There's a whole crap load of redevelopment planned for my town centre and local area too, and I find it quite depressing 'cos I can't honestly believe that residents who've lived here for years actually want more cafe bars, flats and clubs (for example) oh and office buildings. (Reveloping the town centre so that there are more colours besides grey, and a greater choice of shops other than ASDA, Argos, Primark and New Look ~ oh and a new H &M, which is also available at Lakeside, would be nice *ahem*.) It's all part of the Thames Gateway redevolpement ~ the government want the whole spread from London to Southend built up and developed to accommadate all the young londoners. Which is nice for them as it's got to be cheaper to live outside London. But it's overwhelming our little new town. Hell, 60 years ago or something our town was nothing but a large villiage but within the next 60 years it will become a London borough.

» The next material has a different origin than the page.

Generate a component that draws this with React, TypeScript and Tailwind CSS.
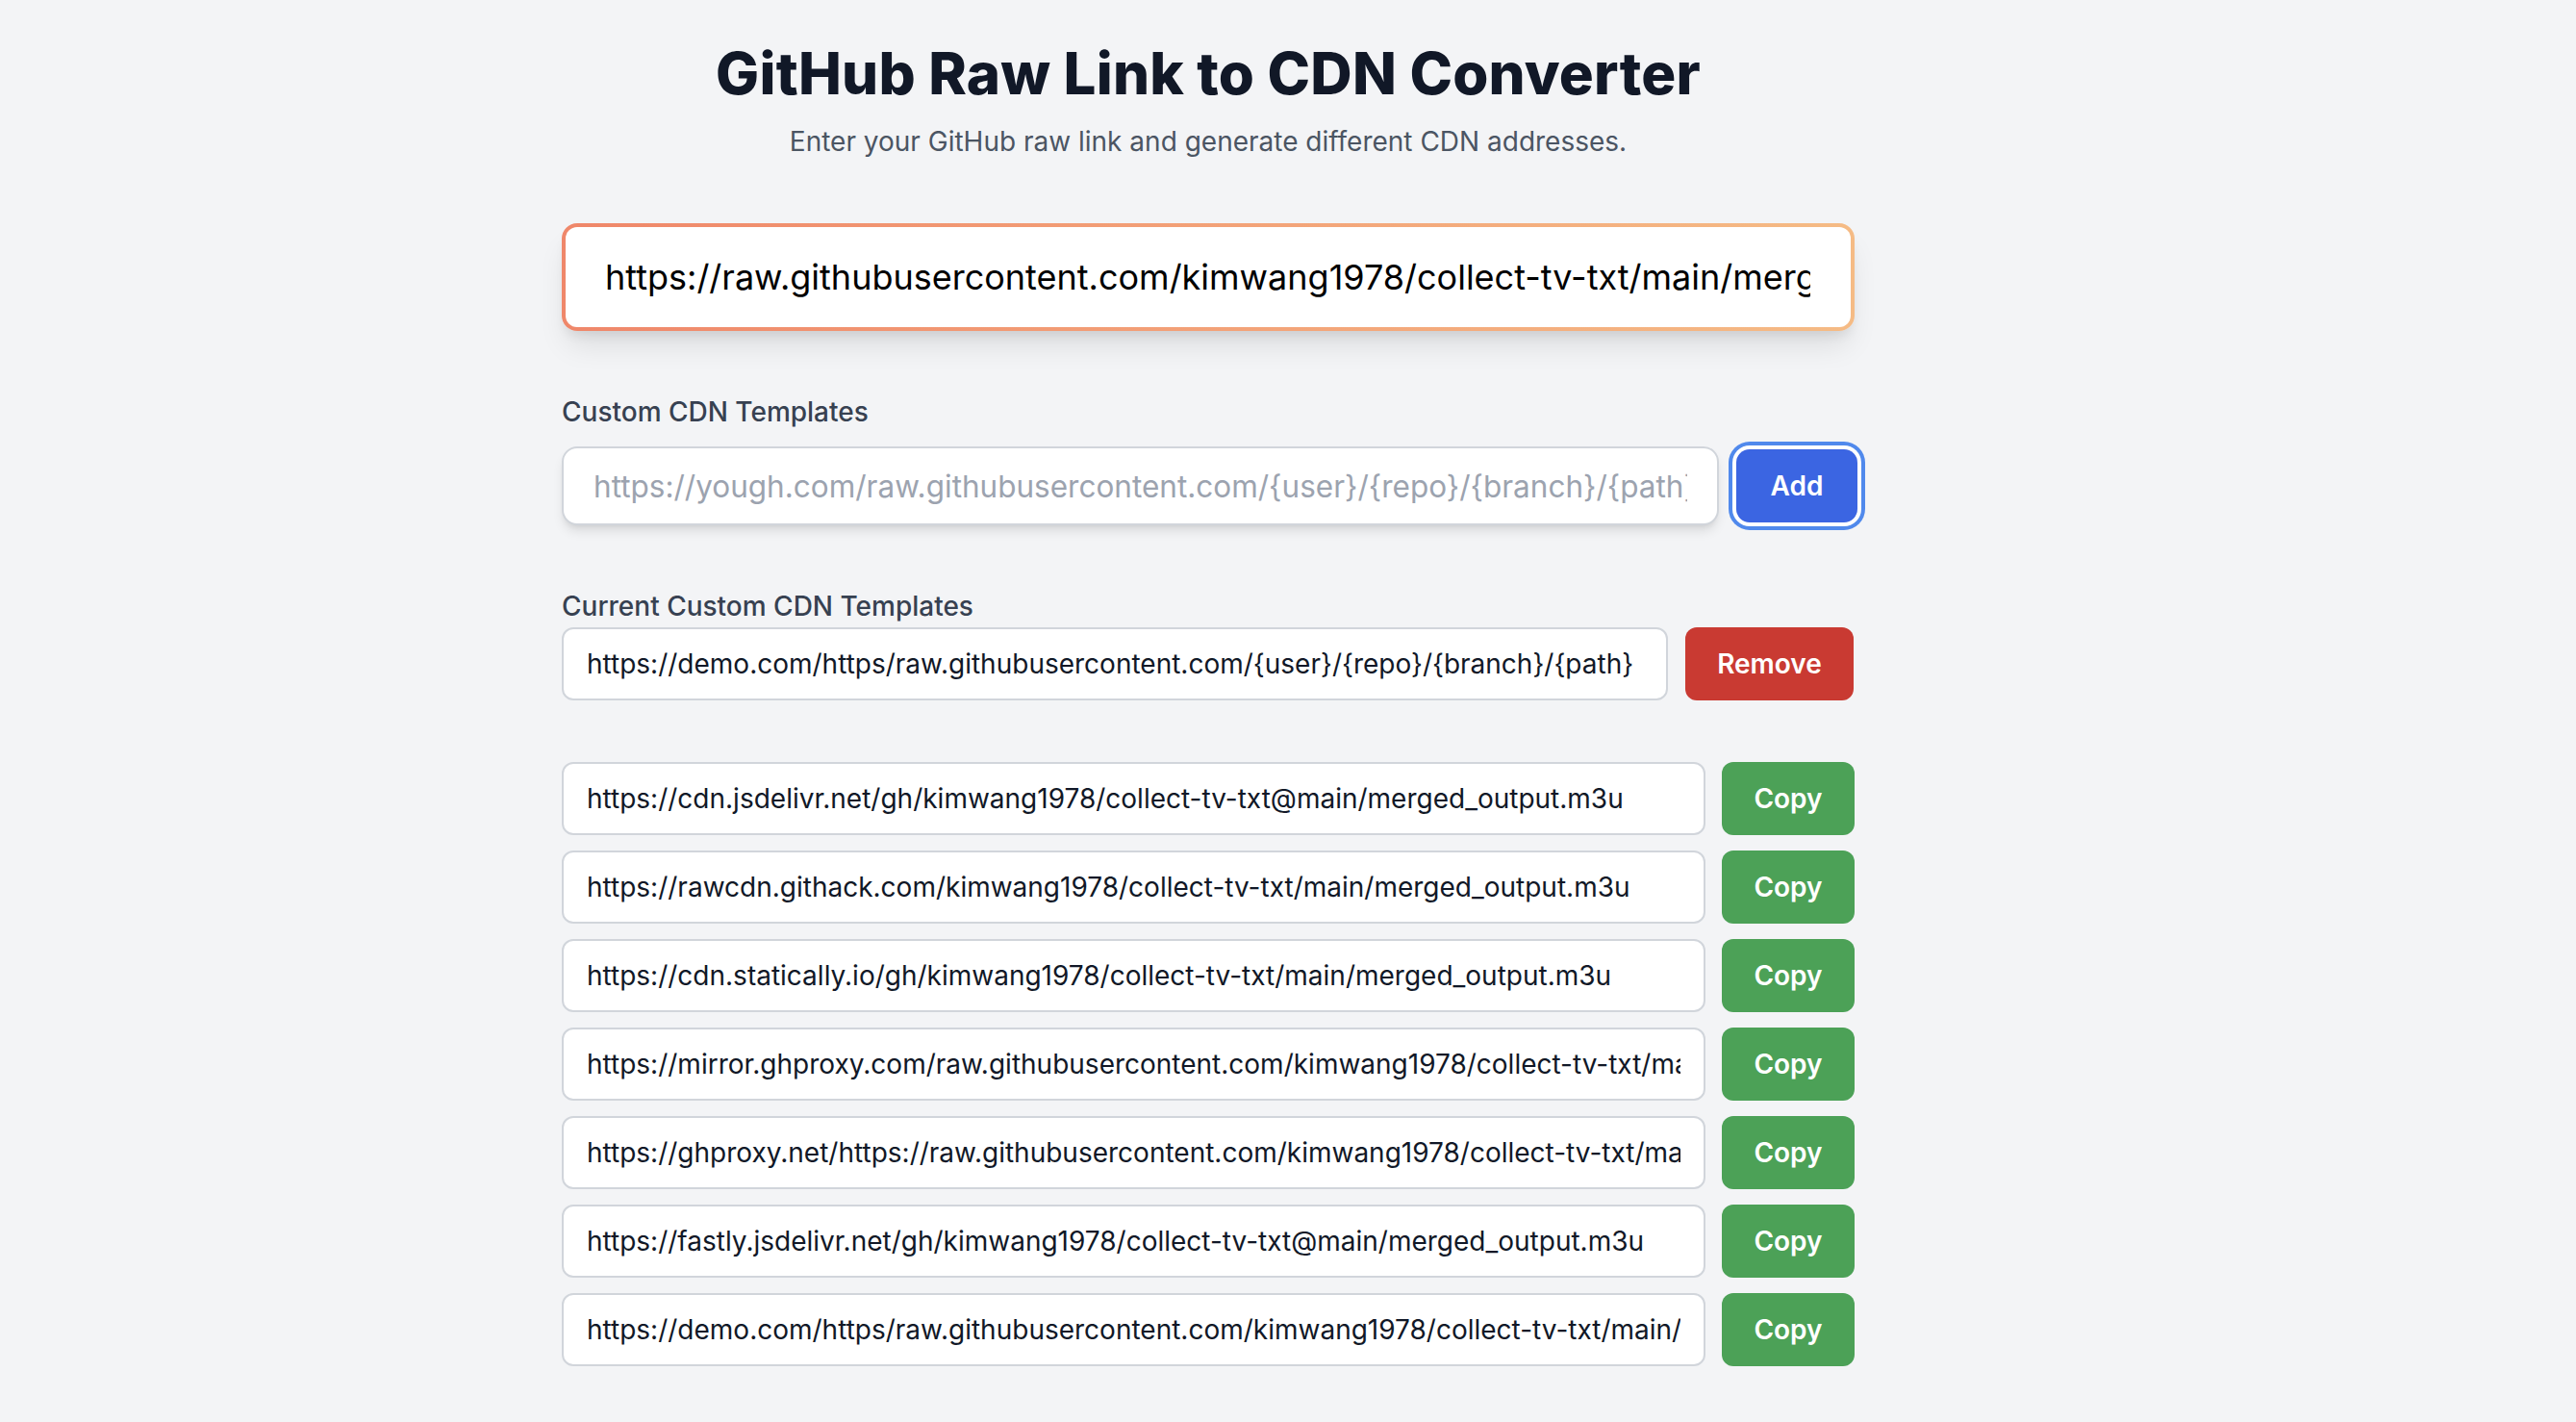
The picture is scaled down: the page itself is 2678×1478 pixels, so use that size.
import React from "react"

const sourceLink = "https://raw.githubusercontent.com/kimwang1978/collect-tv-txt/main/merged_output.m3u"

const cdnLinks = [
    "https://cdn.jsdelivr.net/gh/kimwang1978/collect-tv-txt@main/merged_output.m3u",
    "https://rawcdn.githack.com/kimwang1978/collect-tv-txt/main/merged_output.m3u",
    "https://cdn.statically.io/gh/kimwang1978/collect-tv-txt/main/merged_output.m3u",
    "https://mirror.ghproxy.com/raw.githubusercontent.com/kimwang1978/collect-tv-txt/main/merged_output.m3u",
    "https://ghproxy.net/https://raw.githubusercontent.com/kimwang1978/collect-tv-txt/main/merged_output.m3u",
    "https://fastly.jsdelivr.net/gh/kimwang1978/collect-tv-txt@main/merged_output.m3u",
    "https://demo.com/https/raw.githubusercontent.com/kimwang1978/collect-tv-txt/main/merged_output.m3u",
]

export default function App() {
    return (
        <div className="min-h-screen w-full bg-[#f3f4f6] flex justify-center pr-[166px] pt-[40px] pb-[40px]" style={{ fontFamily: "Inter, 'Noto Sans', sans-serif" }}>
            <div className="w-[1344px] flex flex-col">
                <h1 className="text-center text-[60px] leading-[72px] font-extrabold tracking-[0.2px] text-[#111827]">
                    GitHub Raw Link to CDN Converter
                </h1>
                <p className="mt-[15px] text-center text-[28px] leading-[40px] text-[#4b5563]">
                    Enter your GitHub raw link and generate different CDN addresses.
                </p>

                <div className="mt-[65px] rounded-[16px] p-[4px] bg-gradient-to-r from-[#ef876a] to-[#f5bb85] shadow-[0_20px_30px_-6px_rgba(0,0,0,0.1),0_8px_12px_-4px_rgba(0,0,0,0.08)]">
                    <input
                        readOnly
                        value={sourceLink}
                        className="w-full block rounded-[12px] bg-white pl-[41px] pr-[42px] py-[24px] text-[36px] leading-[56px] text-black outline-none"
                    />
                </div>

                <label className="mt-[64px] text-[28px] leading-[40px] font-medium text-[#374151]">Custom CDN Templates</label>
                <div className="mt-[16px] flex items-center gap-[18px]">
                    <input
                        placeholder="https://yough.com/raw.githubusercontent.com/{user}/{repo}/{branch}/{path}"
                        className="w-[1203px] h-[82px] shrink-0 rounded-[16px] border-2 border-[#d1d5db] bg-white px-[31px] text-[31.5px] text-black placeholder:text-[#9ca3af] outline-none shadow-[0_8px_12px_-2px_rgba(0,0,0,0.1),0_4px_6px_-4px_rgba(0,0,0,0.1)]"
                    />
                    <button className="w-[126px] h-[76px] shrink-0 rounded-[14px] bg-[#3b65e2] text-white text-[28px] font-semibold ring-4 ring-[#5089ec] ring-offset-4 ring-offset-white">
                        Add
                    </button>
                </div>

                <label className="mt-[64px] text-[28px] leading-[40px] font-medium text-[#374151]">Current Custom CDN Templates</label>
                <div className="mt-[2px] flex items-center gap-[18px]">
                    <input
                        readOnly
                        value="https://demo.com/https/raw.githubusercontent.com/{user}/{repo}/{branch}/{path}"
                        className="w-[1150px] h-[76px] shrink-0 rounded-[12px] border-2 border-[#d1d5db] bg-white px-[24px] text-[28px] text-[#111827] outline-none"
                    />
                    <button className="w-[175px] h-[76px] shrink-0 rounded-[12px] bg-[#c93a32] text-white text-[28px] font-semibold">
                        Remove
                    </button>
                </div>

                <div className="mt-[64px] flex flex-col gap-[16px]">
                    {cdnLinks.map((link) => (
                        <div key={link} className="flex items-center gap-[17px]">
                            <input
                                readOnly
                                value={link}
                                className="flex-1 min-w-0 h-[76px] rounded-[12px] border-2 border-[#d1d5db] bg-white px-[24px] text-[28px] text-[#111827] outline-none"
                            />
                            <button className="w-[138px] h-[76px] shrink-0 rounded-[12px] bg-[#4ca157] text-white text-[28px] font-semibold">
                                Copy
                            </button>
                        </div>
                    ))}
                </div>
            </div>
        </div>
    )
}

It's a Hitchiker's Guide to the Galaxy reference (see the other comment for the full quote). It's from the bit right at the beginning where a road crew turns up with a JCB wanting to demolish Arthur's cottage so they can build a bypass in its place. If you haven't read THHGTTG I can't recommend it highly enough. The radio series it was based on is excellent too, but the TV series looks rather dated now and the movie was disappointing.

I'm not a fan of modern housing. The only real advantage they have over houses that are 100+ years old is that modern building regs mean they tend to be better insulated, but even so, developers carefully design them so that they only just conform to the regs. I think the government should be discouraging the big housing developers who buy up swathes of land and build massive estates with hundreds of houses on them, and instead encourage lots of one-off individual builds with far more variation between them. I hate to see row upon row of boring identical mass-produced boxes. I also dislike the trend towards "open plan" - in other words, leave out the internal walls so that it looks bigger on the inside but there's no private space.